Each line consists of a sequence of 4 bits, with each bit specified as
a 4-digit hexadecimal integer (either `0000` or `0001`),
separated by whitespace.
The last line consists of the single integer `FFFF`.
The input format for `decode.toy` is the same, except that
each line consists of a sequence of 7 bits.
Here are input files for `encode.toy` and `decode.toy`
in the specified format:

% more encode3.txt0001 0001 0000 0001 0001 0001 0001 0000 0001 0001 0001 0001 FFFF %more decode4.txt0001 0001 0000 0001 0001 0000 0000 0001 0000 0000 0001 0001 0000 0000 0001 0001 0000 0000 0001 0000 0000 0001 0001 0000 0001 0001 0000 0001 FFFF

**Files for this assignment.**
The file
hamming.zip
includes two Java programs that illustrate the encoding and decoding procedures;
sample input and output files for both `encode.toy` and `decode.toy`;
the TOY reference card;
the `readme.txt` template;
a sample TOY program;
and the TOY simulator `TOY.java`.

**Using the TOY simulator. **
To execute your TOY program using the command-line simulator `TOY.java`,
type the commands that appear in bold below. You should see the following output:

Alternatively, you can use the Visual X-TOY simulator.

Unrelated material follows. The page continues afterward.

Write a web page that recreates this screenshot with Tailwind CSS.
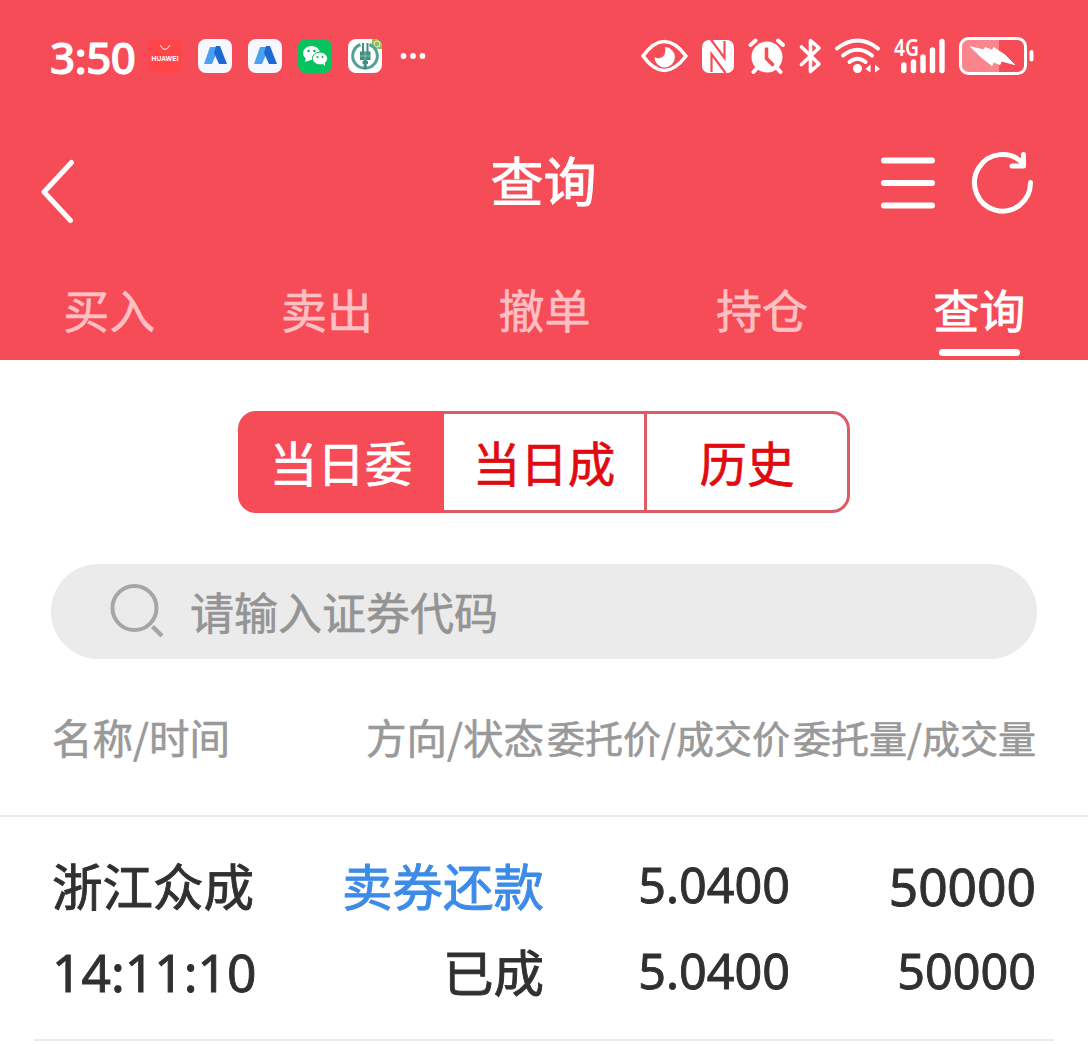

%java-introcs TOY encode.toy < encode3.txt0001 0001 0000 0001 0001 0000 0000 0001 0001 0001 0000 0000 0000 0000 0001 0001 0001 0001 0001 0001 0001 %java-introcs TOY decode.toy < decode4.txt0001 0001 0000 0001 0001 0001 0000 0001 0001 0001 0000 0001 0001 0001 0000 0001

**Documentation.**
Include a standard header at the top of each TOY program;
comment each line of TOY code with the corresponding pseudocode;
optionally, include a comment describing the Java equivalent.
See multiply.toy
for an example.
In the
readme.txt file,
describe what you used each of the registers for in your programs.

**Submission. **
Submit `encode.toy`, `decode.toy`, and a completed `readme.txt`.

**Leaderboard (optional).**
Rewrite `decode.toy` using the fewest number of (nonzero) words of TOY main memory.
Submit `decode.toy` to the leaderboard for class fame and glory. Under 40 (in decimal)
is very good; under 35 is great; the all-time record is 29.